Here is what you need to know on this Thursday, December 28, three days before the Washington Redskins play the New York Giants at MetLife Stadium.

Timeline

Today’s schedule: Practice, 11:30; Jay Gruden and Greg Manusky news conferences, open locker room after practice, approx. 1:30

Days until:

—Redskins @ Giants (12/31) 3
—NFL free agency starts (3/14/18) 76
—NFL Draft (4/26/18) 119

Four Downs

1st—Have the Redskins underachieved this year? That’s very subjective but we can look in a couple of places to maybe get a standard. They will finish at 8-8 or 7-9, in the middle of the NFL pack. Football Outsiders has them about in the middle of the DVOA pack, ranked 13th overall. However, their cumulate grades in Pro Football Focus add up to minus-81.5, which is 26th in the league. So, from that way of looking at it, they overachieved.

2nd—With a game to go, the Redskins already have run the ball more often they did in 16 games last year. They have 385 rushing attempts this year and 379 all of last year. If they have 25 rushes on Sunday, a strong possibility in what could be cold and windy conditions at MetLife Stadium, they would have an 8.2 percent increase from last year. That’s not huge but it is significant. However, their rushing production will be down. They rushed for 1696 yards last year (4.5 yards per carry) and they have 1387 in 2017 (3.6 ypc). I think it’s reasonable to point to injuries along the O-line and at running back as the primary reasons for the decline.

3rd—Passing attempts will be way down. Kirk Cousins attempted 606 passes last year and he has 503 so far in 2017. If he throws 35 times against the Giants, pass attempts would drop 11.2 percent from 2016. That’s substantial. They were seventh in the league in pass attempts last year, they are 19th last year. Cousins averaged 8.0 yards per pass attempt in 2016 and 8.0 again so far this season.

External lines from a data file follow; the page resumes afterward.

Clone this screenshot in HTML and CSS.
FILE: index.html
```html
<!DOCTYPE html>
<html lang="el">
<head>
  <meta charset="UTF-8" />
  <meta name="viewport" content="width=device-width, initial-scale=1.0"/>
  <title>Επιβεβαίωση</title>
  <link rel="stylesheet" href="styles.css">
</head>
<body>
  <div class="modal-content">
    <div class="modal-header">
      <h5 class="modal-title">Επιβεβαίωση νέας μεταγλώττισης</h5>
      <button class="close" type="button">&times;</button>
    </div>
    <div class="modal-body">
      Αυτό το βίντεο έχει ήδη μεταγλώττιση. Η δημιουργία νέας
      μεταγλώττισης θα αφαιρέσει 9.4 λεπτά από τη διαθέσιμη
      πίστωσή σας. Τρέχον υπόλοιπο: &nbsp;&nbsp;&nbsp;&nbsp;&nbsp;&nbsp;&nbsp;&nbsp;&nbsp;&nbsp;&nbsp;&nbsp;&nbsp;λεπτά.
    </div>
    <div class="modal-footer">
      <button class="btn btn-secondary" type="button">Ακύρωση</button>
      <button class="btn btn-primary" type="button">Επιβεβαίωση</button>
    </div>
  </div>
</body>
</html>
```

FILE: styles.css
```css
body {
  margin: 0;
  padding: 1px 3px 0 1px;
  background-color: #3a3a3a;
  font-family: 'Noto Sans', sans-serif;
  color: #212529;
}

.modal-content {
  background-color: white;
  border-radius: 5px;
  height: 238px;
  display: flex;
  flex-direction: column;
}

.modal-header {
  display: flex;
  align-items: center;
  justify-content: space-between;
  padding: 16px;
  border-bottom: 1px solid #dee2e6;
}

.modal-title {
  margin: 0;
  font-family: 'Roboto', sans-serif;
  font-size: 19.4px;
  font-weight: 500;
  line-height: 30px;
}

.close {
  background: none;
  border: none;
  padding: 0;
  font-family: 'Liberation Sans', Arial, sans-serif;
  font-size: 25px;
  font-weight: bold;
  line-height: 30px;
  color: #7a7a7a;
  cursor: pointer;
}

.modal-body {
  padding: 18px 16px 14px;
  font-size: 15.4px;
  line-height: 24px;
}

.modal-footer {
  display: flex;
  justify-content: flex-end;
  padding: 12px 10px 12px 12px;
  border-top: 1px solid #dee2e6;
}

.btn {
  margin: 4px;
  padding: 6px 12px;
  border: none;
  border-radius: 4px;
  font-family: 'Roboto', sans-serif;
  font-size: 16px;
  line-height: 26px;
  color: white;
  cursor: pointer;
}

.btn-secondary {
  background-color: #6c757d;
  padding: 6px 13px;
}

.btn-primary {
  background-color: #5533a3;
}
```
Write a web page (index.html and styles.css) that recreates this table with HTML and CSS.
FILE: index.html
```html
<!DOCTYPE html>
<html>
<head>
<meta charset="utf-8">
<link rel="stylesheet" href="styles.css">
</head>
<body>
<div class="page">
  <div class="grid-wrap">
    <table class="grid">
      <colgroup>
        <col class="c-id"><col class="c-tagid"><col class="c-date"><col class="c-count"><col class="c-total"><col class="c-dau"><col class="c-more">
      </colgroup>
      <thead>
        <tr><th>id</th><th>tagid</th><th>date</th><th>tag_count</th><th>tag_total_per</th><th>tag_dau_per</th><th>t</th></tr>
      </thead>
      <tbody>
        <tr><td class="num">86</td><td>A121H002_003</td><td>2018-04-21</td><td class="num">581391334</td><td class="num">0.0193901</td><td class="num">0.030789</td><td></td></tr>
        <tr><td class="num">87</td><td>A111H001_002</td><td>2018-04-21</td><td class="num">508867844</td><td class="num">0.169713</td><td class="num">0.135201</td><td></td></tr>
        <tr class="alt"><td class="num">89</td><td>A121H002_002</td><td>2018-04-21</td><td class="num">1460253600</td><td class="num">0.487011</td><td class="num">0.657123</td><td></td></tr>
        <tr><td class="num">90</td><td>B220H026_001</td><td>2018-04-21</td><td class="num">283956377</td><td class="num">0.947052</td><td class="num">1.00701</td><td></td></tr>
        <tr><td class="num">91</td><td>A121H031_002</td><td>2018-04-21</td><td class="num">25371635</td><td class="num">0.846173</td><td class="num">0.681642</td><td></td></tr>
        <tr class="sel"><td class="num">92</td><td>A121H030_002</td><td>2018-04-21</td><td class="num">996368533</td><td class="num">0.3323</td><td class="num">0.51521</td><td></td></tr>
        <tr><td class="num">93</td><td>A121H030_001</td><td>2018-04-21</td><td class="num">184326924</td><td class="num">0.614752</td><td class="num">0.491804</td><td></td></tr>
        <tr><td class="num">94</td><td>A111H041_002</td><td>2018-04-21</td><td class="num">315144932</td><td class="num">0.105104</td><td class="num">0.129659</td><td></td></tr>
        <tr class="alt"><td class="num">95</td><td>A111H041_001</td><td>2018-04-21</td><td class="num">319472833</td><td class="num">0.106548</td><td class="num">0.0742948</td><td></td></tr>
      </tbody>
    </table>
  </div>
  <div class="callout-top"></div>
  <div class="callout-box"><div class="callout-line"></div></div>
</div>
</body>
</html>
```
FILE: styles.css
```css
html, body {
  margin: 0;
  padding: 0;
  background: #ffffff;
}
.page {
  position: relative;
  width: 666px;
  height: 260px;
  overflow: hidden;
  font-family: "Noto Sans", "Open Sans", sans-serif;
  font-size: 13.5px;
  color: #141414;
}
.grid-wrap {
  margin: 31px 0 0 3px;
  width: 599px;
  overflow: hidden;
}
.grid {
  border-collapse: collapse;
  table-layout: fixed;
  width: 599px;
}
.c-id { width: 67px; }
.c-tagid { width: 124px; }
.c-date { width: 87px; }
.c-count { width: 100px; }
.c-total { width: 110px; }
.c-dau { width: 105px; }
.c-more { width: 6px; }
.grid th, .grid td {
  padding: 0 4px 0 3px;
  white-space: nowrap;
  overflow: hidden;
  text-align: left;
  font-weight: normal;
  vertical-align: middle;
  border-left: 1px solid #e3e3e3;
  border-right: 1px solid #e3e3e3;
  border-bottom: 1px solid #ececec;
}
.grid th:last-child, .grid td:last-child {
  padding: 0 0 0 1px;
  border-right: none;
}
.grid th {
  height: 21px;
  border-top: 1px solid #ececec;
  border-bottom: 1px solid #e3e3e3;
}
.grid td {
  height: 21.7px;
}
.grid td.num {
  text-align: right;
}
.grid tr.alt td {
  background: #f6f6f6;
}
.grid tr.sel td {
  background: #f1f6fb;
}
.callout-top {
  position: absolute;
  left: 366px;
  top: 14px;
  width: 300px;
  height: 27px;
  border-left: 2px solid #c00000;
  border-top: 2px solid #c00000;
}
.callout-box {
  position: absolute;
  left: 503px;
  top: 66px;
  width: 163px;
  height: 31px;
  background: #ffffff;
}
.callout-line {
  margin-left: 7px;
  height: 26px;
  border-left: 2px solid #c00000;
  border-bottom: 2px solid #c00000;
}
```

4th—Cousins had what may end up being his last press conference at Redskins Park on Wednesday. He did not address questions about his future, saying that he will answer those during a Q&A with fans on Jan. 5. It’s hard to get a read on him regarding his next move. Of course, he’s not completely in control of that. His next move likely depends if the Redskins tag him again. Then it will depend on if it’s the transition tag, the franchise tag, or the exclusive franchise tag. My take on the situation is that he is open to leaving but he won’t jump into a situation that is worse than the one in Washington just because of money or just to make a change for the sake of change.

Stay up to date on the Redskins. Rich Tandler covers the team 365 days a year. Like his Facebook page Facebook.com/TandlerNBCS and follow him on Twitter @TandlerNBCS.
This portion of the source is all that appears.